Robotic transcatheter tricuspid valve replacement with hybrid enhanced intelligence: a new paradigm and first-in-vivo study
Wang, Shuangyi, Lin, Haichuan, Xie, Yiping, Wang, Ziqi, Chen, Dong, Tan, Longyue, Hou, Xilong, Chen, Chen, Zhou, Xiao-Hu, Lin, Shengtao, Pan, Fei, So, Kent Chak-Yu, Hou, Zeng-Guang
Transcatheter tricuspid valve replacement (TTVR) is the latest treatment for tricuspid regurgitation and is in the early stages of clinical adoption. Intelligent robotic approaches are expected to overcome the challenges of surgical manipulation and widespread dissemination, but systems and protocols with high clinical utility have not yet been reported.

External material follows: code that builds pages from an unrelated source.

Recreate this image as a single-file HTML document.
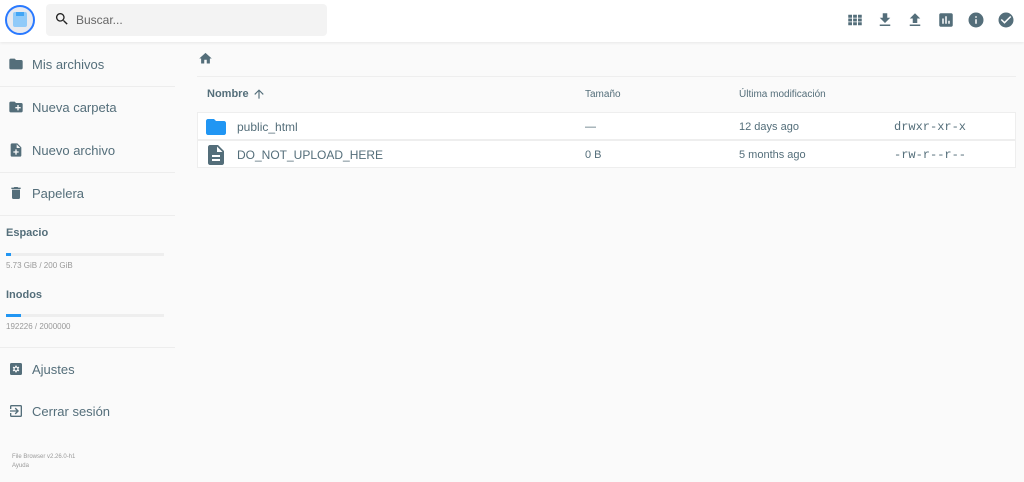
<!DOCTYPE html>
<html><head><style>
*{margin:0;padding:0;box-sizing:border-box}
body{width:1024px;height:482px;background:#fafafa;font-family:"Liberation Sans",sans-serif;color:#546e7a;position:relative;overflow:hidden}
.hdr{position:absolute;left:0;top:0;width:1024px;height:42px;background:#fff;box-shadow:0 1px 3px rgba(0,0,0,.08)}
.abs{position:absolute}
.sb{font-size:13px;color:#546e7a}
.sep{position:absolute;left:0;width:175px;height:1px;background:rgba(0,0,0,.05)}
svg{display:block}
.bar{position:absolute;left:6px;width:158px;height:3px;background:#eee}
.bar i{display:block;height:3px;background:#2196f3}
.row{position:absolute;left:197px;width:819px;height:28px;background:#fff;border:1px solid #eee;font-size:11px;color:#546e7a}
.row span{position:absolute;top:8px}
</style></head><body>
<div class="hdr">
 <div class="abs" style="left:5px;top:5px;width:30px;height:30px;border-radius:50%;border:2px solid #2979ff;background:#e8eaf0"></div>
 <div class="abs" style="left:13px;top:12px;width:14px;height:15px;background:#90caf9;border-radius:2px"></div>
 <div class="abs" style="left:16px;top:12px;width:8px;height:4px;background:#42a5f5"></div>
 <div class="abs" style="left:46px;top:4px;width:281px;height:32px;background:#f3f3f3;border-radius:4px"></div>
 <svg class="abs" style="left:54px;top:11px" width="16" height="16" viewBox="0 0 24 24"><path fill="#222" d="M15.5 14h-.8l-.3-.3A6.5 6.5 0 1 0 9.5 16a6.5 6.5 0 0 0 4.2-1.6l.3.3v.8l5 5 1.5-1.5-5-5zm-6 0C7 14 5 12 5 9.5S7 5 9.5 5 14 7 14 9.5 12 14 9.5 14z"/></svg>
 <div class="abs" style="left:76px;top:13px;font-size:12px;color:#666">Buscar...</div>
 <svg class="abs" style="left:846px;top:11px" width="18" height="18" viewBox="0 0 24 24"><path fill="#546e7a" d="M3 5h5v4H3zM9.5 5h5v4h-5zM16 5h5v4h-5zM3 10h5v4H3zM9.5 10h5v4h-5zM16 10h5v4h-5zM3 15h5v4H3zM9.5 15h5v4h-5zM16 15h5v4h-5z"/></svg>
 <svg class="abs" style="left:876px;top:11px" width="18" height="18" viewBox="0 0 24 24"><path fill="#546e7a" d="M19 9h-4V3H9v6H5l7 7 7-7zM5 18v2h14v-2H5z"/></svg>
 <svg class="abs" style="left:906px;top:11px" width="18" height="18" viewBox="0 0 24 24"><path fill="#546e7a" d="M9 16h6v-6h4l-7-7-7 7h4zm-4 2h14v2H5z"/></svg>
 <svg class="abs" style="left:937px;top:11px" width="18" height="18" viewBox="0 0 24 24"><path fill="#546e7a" d="M19 3H5c-1.1 0-2 .9-2 2v14c0 1.1.9 2 2 2h14c1.1 0 2-.9 2-2V5c0-1.1-.9-2-2-2zM9 17H7v-7h2v7zm4 0h-2V7h2v10zm4 0h-2v-4h2v4z"/></svg>
 <svg class="abs" style="left:967px;top:11px" width="18" height="18" viewBox="0 0 24 24"><path fill="#546e7a" d="M12 2a10 10 0 1 0 0 20 10 10 0 0 0 0-20zm1 15h-2v-6h2v6zm0-8h-2V7h2v2z"/></svg>
 <svg class="abs" style="left:997px;top:11px" width="18" height="18" viewBox="0 0 24 24"><path fill="#546e7a" d="M12 2a10 10 0 1 0 0 20 10 10 0 0 0 0-20zm-2 15l-5-5 1.4-1.4 3.6 3.6 7.6-7.6L19 8l-9 9z"/></svg>
</div>

<svg class="abs" style="left:8px;top:56px" width="16" height="16" viewBox="0 0 24 24"><path fill="#546e7a" d="M10 4H4c-1.1 0-2 .9-2 2v12c0 1.1.9 2 2 2h16c1.1 0 2-.9 2-2V8c0-1.1-.9-2-2-2h-8l-2-2z"/></svg>
<div class="abs sb" style="left:32px;top:57px">Mis archivos</div>
<div class="sep" style="top:86px"></div>
<svg class="abs" style="left:8px;top:99px" width="16" height="16" viewBox="0 0 24 24"><path fill="#546e7a" d="M20 6h-8l-2-2H4c-1.1 0-2 .9-2 2v12c0 1.1.9 2 2 2h16c1.1 0 2-.9 2-2V8c0-1.1-.9-2-2-2zm-1 8h-3v3h-2v-3h-3v-2h3V9h2v3h3v2z"/></svg>
<div class="abs sb" style="left:32px;top:100px">Nueva carpeta</div>
<svg class="abs" style="left:8px;top:142px" width="16" height="16" viewBox="0 0 24 24"><path fill="#546e7a" d="M14 2H6c-1.1 0-2 .9-2 2v16c0 1.1.9 2 2 2h12c1.1 0 2-.9 2-2V8l-6-6zm2 14h-3v3h-2v-3H8v-2h3v-3h2v3h3v2zm-3-7V3.5L18.5 9H13z"/></svg>
<div class="abs sb" style="left:32px;top:143px">Nuevo archivo</div>
<div class="sep" style="top:172px"></div>
<svg class="abs" style="left:8px;top:185px" width="16" height="16" viewBox="0 0 24 24"><path fill="#546e7a" d="M6 19c0 1.1.9 2 2 2h8c1.1 0 2-.9 2-2V7H6v12zM19 4h-3.5l-1-1h-5l-1 1H5v2h14V4z"/></svg>
<div class="abs sb" style="left:32px;top:186px">Papelera</div>
<div class="sep" style="top:215px"></div>
<div class="abs" style="left:6px;top:227px;font-size:11px;font-weight:bold">Espacio</div>
<div class="bar" style="top:253px"><i style="width:5px"></i></div>
<div class="abs" style="left:6px;top:261px;font-size:8px;color:#999">5.73 GiB / 200 GiB</div>
<div class="abs" style="left:6px;top:289px;font-size:11px;font-weight:bold">Inodos</div>
<div class="bar" style="top:314px"><i style="width:15px"></i></div>
<div class="abs" style="left:6px;top:322px;font-size:8px;color:#999">192226 / 2000000</div>
<div class="sep" style="top:347px"></div>
<svg class="abs" style="left:8px;top:361px" width="16" height="16" viewBox="0 0 24 24"><path fill="#546e7a" fill-rule="evenodd" d="M5 3h14c1.1 0 2 .9 2 2v14c0 1.1-.9 2-2 2H5c-1.1 0-2-.9-2-2V5c0-1.1.9-2 2-2zm6 4l-.3 1.6-1.2.6-1.4-.7-1 1.7 1.2 1v1.6l-1.2 1 1 1.7 1.4-.6 1.2.7.3 1.4h2l.3-1.4 1.2-.7 1.4.6 1-1.7-1.2-1v-1.6l1.2-1-1-1.7-1.4.7-1.2-.6L13 7h-2zm1 3a2 2 0 1 1 0 4 2 2 0 0 1 0-4z"/></svg>
<div class="abs sb" style="left:32px;top:362px">Ajustes</div>
<svg class="abs" style="left:8px;top:403px" width="16" height="16" viewBox="0 0 24 24"><path fill="#546e7a" d="M10.1 15.6l1.4 1.4 5-5-5-5-1.4 1.4 2.6 2.6H3v2h9.7l-2.6 2.6zM19 3H5c-1.1 0-2 .9-2 2v4h2V5h14v14H5v-4H3v4c0 1.1.9 2 2 2h14c1.1 0 2-.9 2-2V5c0-1.1-.9-2-2-2z"/></svg>
<div class="abs sb" style="left:32px;top:404px">Cerrar sesión</div>
<div class="abs" style="left:12px;top:453px;font-size:6px;color:#999;line-height:9px">File Browser v2.26.0-h1<br>Ayuda</div>

<svg class="abs" style="left:198px;top:51px" width="15" height="15" viewBox="0 0 24 24"><path fill="#546e7a" d="M10 20v-6h4v6h5v-8h3L12 3 2 12h3v8z"/></svg>
<div class="abs" style="left:197px;top:76px;width:819px;height:1px;background:#eee"></div>
<div class="abs" style="left:207px;top:88px;font-size:11px;font-weight:bold">Nombre</div>
<svg class="abs" style="left:252px;top:87px" width="14" height="14" viewBox="0 0 24 24"><path fill="#546e7a" d="M4 12l1.4 1.4L11 7.8V20h2V7.8l5.6 5.6L20 12l-8-8z"/></svg>
<div class="abs" style="left:585px;top:89px;font-size:10px">Tamaño</div>
<div class="abs" style="left:739px;top:89px;font-size:10px">Última modificación</div>

<div class="row" style="top:112px">
 <svg class="abs" style="left:6px;top:2px" width="24" height="24" viewBox="0 0 24 24"><path fill="#2196f3" d="M10 4H4c-1.1 0-2 .9-2 2v12c0 1.1.9 2 2 2h16c1.1 0 2-.9 2-2V8c0-1.1-.9-2-2-2h-8l-2-2z"/></svg>
 <span style="left:39px;font-size:12px;top:7px">public_html</span><span style="left:387px">—</span><span style="left:541px">12 days ago</span><span style="left:696px;font-family:'Liberation Mono',monospace;font-size:12px;top:7px">drwxr-xr-x</span>
</div>
<div class="row" style="top:140px">
 <svg class="abs" style="left:6px;top:2px" width="24" height="24" viewBox="0 0 24 24"><path fill="#546e7a" d="M14 2H6c-1.1 0-2 .9-2 2v16c0 1.1.9 2 2 2h12c1.1 0 2-.9 2-2V8l-6-6zm2 16H8v-2h8v2zm0-4H8v-2h8v2zm-3-5V3.5L18.5 9H13z"/></svg>
 <span style="left:39px;font-size:12px;top:7px">DO_NOT_UPLOAD_HERE</span><span style="left:387px">0 B</span><span style="left:541px">5 months ago</span><span style="left:696px;font-family:'Liberation Mono',monospace;font-size:12px;top:7px">-rw-r--r--</span>
</div>
</body></html>
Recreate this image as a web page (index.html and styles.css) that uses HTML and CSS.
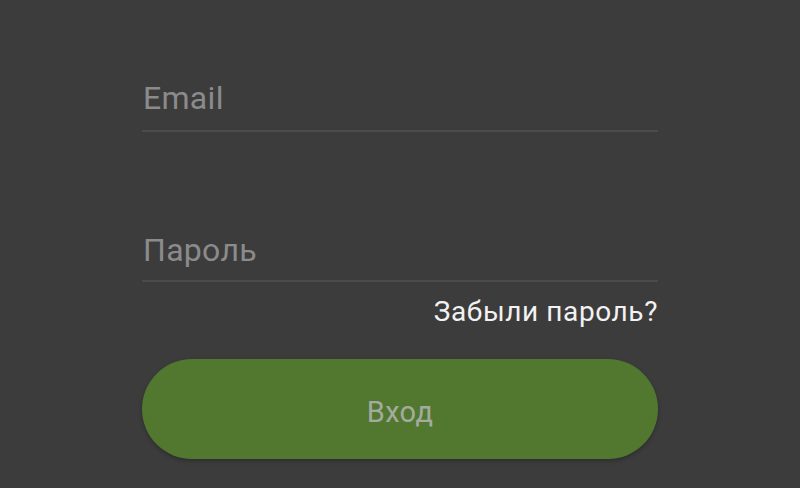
FILE: index.html
```html
<!DOCTYPE html>
<html lang="ru">
<head>
<meta charset="utf-8">
<link rel="stylesheet" href="styles.css">
</head>
<body>
<form class="login">
  <div class="field field-email"><span class="placeholder">Email</span></div>
  <div class="field field-pass"><span class="placeholder">Пароль</span></div>
  <div class="forgot">Забыли пароль?</div>
  <div class="btn">Вход</div>
</form>
</body>
</html>
```
FILE: styles.css
```css
html, body {
  margin: 0;
  padding: 0;
  background: #3c3c3c;
  height: 100%;
  overflow: hidden;
}
body {
  font-family: Roboto, "Noto Sans", sans-serif;
}
.login {
  width: 516px;
  margin: 0 auto;
  padding-top: 78px;
  display: flex;
  flex-direction: column;
}
.field {
  font-size: 32px;
  line-height: 40px;
  color: #8b8b8b;
  padding-bottom: 12px;
  border-bottom: 2px solid #4b4b4b;
  padding-left: 1px;
  letter-spacing: 0.3px;
}
.field-pass {
  margin-top: 98px;
  padding-bottom: 10px;
}
.forgot {
  margin-top: 15px;
  font-size: 28px;
  line-height: 30px;
  color: #f2f2f2;
  text-align: right;
  letter-spacing: 0.6px;
}
.btn {
  margin-top: 32px;
  height: 100px;
  border-radius: 50px;
  background: #52782f;
  color: #a3aba0;
  font-size: 29px;
  letter-spacing: 0.3px;
  display: flex;
  align-items: center;
  justify-content: center;
  padding-top: 5px;
  box-sizing: border-box;
  box-shadow: 0 2px 4px rgba(0,0,0,0.25);
}
```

In this study, we propose a complete solution that includes a passive stabilizer, robotic drive, detachable delivery catheter and valve manipulation mechanism. Working towards autonomy, a hybrid augmented intelligence approach based on reinforcement learning, Monte Carlo probabilistic maps and human-robot co-piloted control was introduced. Systematic tests in phantom and first-in-vivo animal experiments were performed to verify that the system design met the clinical requirement. Furthermore, the experimental results confirmed the advantages of co-piloted control over conventional master-slave control in terms of time efficiency, control efficiency, autonomy and stability of operation. In conclusion, this study provides a comprehensive pathway for robotic TTVR and, to our knowledge, completes the first animal study that not only successfully demonstrates the application of hybrid enhanced intelligence in interventional robotics, but also provides a solution with high application value for a cutting-edge procedure.